Australian property bubble


The Australian property bubble is the subject of the Australian property market becoming significantly overpriced and due for a significant downturn. Some commentators, including one Treasury official, claim the Australian property market is in a significant bubble.
Various industry professionals have argued that it is not a bubble and that house prices have the potential to keep rising in line with income growth. Some commentators have blamed rising property prices on state governments' restrictions on land supply, driving up the cost of land, lots, and thus homes. Some have also blamed planning rules as acting to restrain supply of housing.
A property bubble is a form of economic bubble normally characterised by a rapid increase in market prices of real property until they reach unsustainable levels relative to incomes and rents, and then decline. Australian house prices rose strongly relative to incomes and rents during the late 1990s and early 2000s; however, from 2003 to 2012 the price to income ratio and price to rent ratio have both remained fairly steady, with house prices tracking income and rent growth during that decade. Since 2012 prices have once again risen strongly relative to incomes and rents. In June 2014, the International Monetary Fund reported that house prices in several developed countries are "well above the historical averages" and that Australia had the third highest house price-to-income ratio in the world. In June 2016, the Organisation for Economic Co-operation and Development reported that Australia's housing boom could end in 'dramatic and destabilising' real estate hard landing. As of December 2018, Sydney and Melbourne along with some regional cities have experienced price declines of up to 10% over the year, with a further 10-20% forecast in the near future. Declines were largely triggered by the significant tightening of lending standards following the Royal Commission into Misconduct in the Banking, Superannuation and Financial Services Industry that revealed mortgage fraud aka subprime 'liar loans' and widespread irresponsible lending practices. Combined with the significant declines in Western Australia since 2014 due to the drop in global resource prices, there is mounting evidence that the housing bubble is entering the correction phase.

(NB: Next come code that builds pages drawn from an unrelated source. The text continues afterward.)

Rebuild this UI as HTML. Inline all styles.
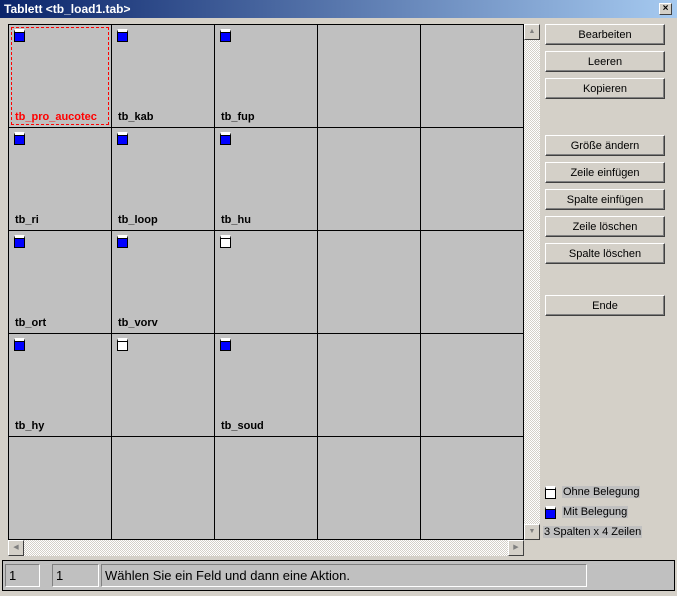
<!DOCTYPE html>
<html><head><style>
*{margin:0;padding:0;box-sizing:border-box}
body{width:677px;height:596px;background:#d4d0c8;position:relative;overflow:hidden;font-family:"Liberation Sans",sans-serif;font-size:11px}
.t{position:absolute;left:0;top:0;width:677px;height:18px;background:linear-gradient(to right,#0a246a,#a6caf0);color:#fff;font-weight:bold;font-size:12px;padding:2px 4px}
.x{position:absolute;right:5px;top:3px;width:13px;height:12px;background:#d4d0c8;border:1px solid;border-color:#fff #404040 #404040 #fff;font-size:10px;color:#000;text-align:center;line-height:10px;font-weight:bold}
.c{position:absolute;width:104px;height:104px;background:#c0c0c0;border:1px solid #000}
.i{position:absolute;left:5px;top:4px;width:11px;height:13px;border:1px solid #000;background:#0000ff;border-top:3px solid #fff;box-shadow:inset 0 1px 0 #000}
.i.w{background:#fff}
.l{position:absolute;left:6px;top:86px;font-weight:bold;font-size:11px;color:#000}
.b{position:absolute;left:545px;width:120px;height:21px;border:1px solid;border-color:#fff #404040 #404040 #fff;box-shadow:inset -1px -1px 0 #808080;text-align:center;line-height:21px;font-size:11px;background:#d4d0c8}
.sb{position:absolute;background:repeating-conic-gradient(#fff 0 25%,#d4d0c8 0 50%) 0 0/2px 2px}
.ar{position:absolute;width:16px;height:16px;background:#d4d0c8;border:1px solid;border-color:#fff #404040 #404040 #fff;font-size:7px;color:#808080;text-align:center;line-height:14px}
.st{position:absolute;top:564px;height:23px;border:1px solid;border-color:#808080 #fff #fff #808080;font-size:13px;padding:3px 3px;background:#c0c0c0}
</style></head><body>
<div class="t">Tablett &lt;tb_load1.tab&gt;<div class="x">×</div></div>
<div style="position:absolute;left:8px;top:24px;width:516px;height:516px;background:#000"></div>
<div id="g"></div>
<div class="sb" style="left:524px;top:24px;width:16px;height:516px"></div>
<div class="ar" style="left:524px;top:24px">▲</div>
<div class="ar" style="left:524px;top:524px">▼</div>
<div class="sb" style="left:8px;top:540px;width:516px;height:16px"></div>
<div class="ar" style="left:8px;top:540px">◀</div>
<div class="ar" style="left:508px;top:540px">▶</div>
<div style="position:absolute;left:524px;top:540px;width:16px;height:16px;background:#d4d0c8"></div>
<div class="b" style="top:24px">Bearbeiten</div>
<div class="b" style="top:51px">Leeren</div>
<div class="b" style="top:78px">Kopieren</div>
<div class="b" style="top:135px">Größe ändern</div>
<div class="b" style="top:162px">Zeile einfügen</div>
<div class="b" style="top:189px">Spalte einfügen</div>
<div class="b" style="top:216px">Zeile löschen</div>
<div class="b" style="top:243px">Spalte löschen</div>
<div class="b" style="top:295px">Ende</div>
<div class="i w" style="left:545px;top:486px"></div><div style="position:absolute;left:562px;top:486px;background:#c0c0c0;padding:0 1px">Ohne Belegung</div>
<div class="i" style="left:545px;top:506px"></div><div style="position:absolute;left:562px;top:506px;background:#c0c0c0;padding:0 1px">Mit Belegung</div>
<div style="position:absolute;left:543px;top:526px;background:#c0c0c0;padding:0 1px">3 Spalten x 4 Zeilen</div>
<div style="position:absolute;left:2px;top:560px;width:673px;height:31px;border:1px solid #000;background:#c0c0c0"></div>
<div class="st" style="left:5px;width:35px">1</div>
<div class="st" style="left:52px;width:47px">1</div>
<div class="st" style="left:101px;width:486px">Wählen Sie ein Feld und dann eine Aktion.</div>
<script>
var d=[["tb_pro_aucotec",1],["tb_kab",1],["tb_fup",1],0,0,["tb_ri",1],["tb_loop",1],["tb_hu",1],0,0,["tb_ort",1],["tb_vorv",1],["",0],0,0,["tb_hy",1],["",0],["tb_soud",1],0,0,0,0,0,0,0];
var h="";
for(var r=0;r<5;r++)for(var c=0;c<5;c++){var e=d[r*5+c];h+='<div class="c" style="left:'+(8+c*103)+'px;top:'+(24+r*103)+'px">';
if(e){h+='<div class="i'+(e[1]?'':' w')+'"></div>';if(e[0])h+='<div class="l"'+(r+c==0?' style="color:#f00"':'')+'>'+e[0]+'</div>';}
if(r+c==0)h+='<div style="position:absolute;left:2px;top:2px;right:2px;bottom:2px;border:1px dashed #f00"></div>';
h+='</div>';}
document.getElementById("g").innerHTML=h;
</script>
</body></html>
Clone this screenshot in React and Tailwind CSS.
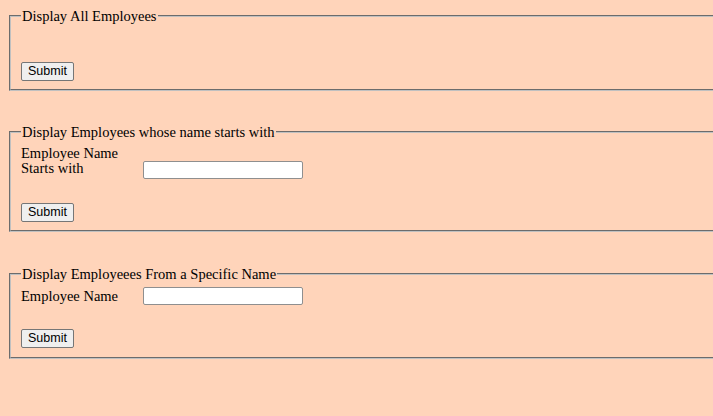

Australian property market

The Australian property market saw an average real price increase of around 0.5% per annum from 1890 to 1990, approximately matching CPI. Since the 1990s, however, prices have risen faster resulting in an elevated price to income ratio.
In the late 2000s, house prices in Australia, relative to incomes, were at elevated levels similar to many comparable countries, prompting speculation that Australia was experiencing a real estate bubble like other comparable countries. Since then, several comparable countries have experienced property crashes.

Rising house prices

All capital cities have seen strong increases in property prices since about 1998. Sydney and Melbourne have seen the largest price increases, with house prices rising 105% and 93.5% respectively since 2009. These massive increases in house prices coincide with record low wage growth, record low interest rates and record household debt equal to 130% of GDP. This indicates unsustainable growth in property, driven by ever higher debt levels fuelled by the RBA's then chief, Glenn Stevens who began cutting rates beginning in 2011.
The Housing Affordability in Australia - Good house is hard to find report stated that "the average house price in the capital cities is now equivalent to over seven years of average earnings; up from three in the 1950s to the early 1980s. Some factors that may have contributed to the increase in property prices include:
Beginning in the 1980s, Australian states started progressively implementing more rigid planning laws that regulated the use of land. Planning laws often concentrated, after the 1990s, on restricting greenfield development in favour of "urban densification", or infill development. Land rationing is a system of banning development in all but designated areas, and can lead to extreme land price inflation if insufficient land is designated as allowed to be developed. The restrictive planning laws in Australia have used land rationing systems as part of the goal of restricting greenfield development in favour of infill development, but this inevitably lead to land prices, and thus house prices, rising significantly. There is good evidence to suggest that the price of a new unit of housing is the ultimate anchor of all housing in an area, so when planning laws that implemented land rationing severely drove up the cost of new homes, all other homes followed suit.

Influence of tax system

The Reserve Bank of Australia has noted that there are "a number of areas in which the taxation treatment in Australia is more favourable to investors than is the case in other countries." The main tax incentives include tax deductions for losses on investment properties, even those that have been negatively geared, and the 50% discount on capital gains on sale of investments properties.
Investors using their superannuation for property investments have a tax advantage compared to 'savers' who are effectively taxed up to 45% on income from bank interest or bonds, as superannuation contributions are normally only taxed at around 15%.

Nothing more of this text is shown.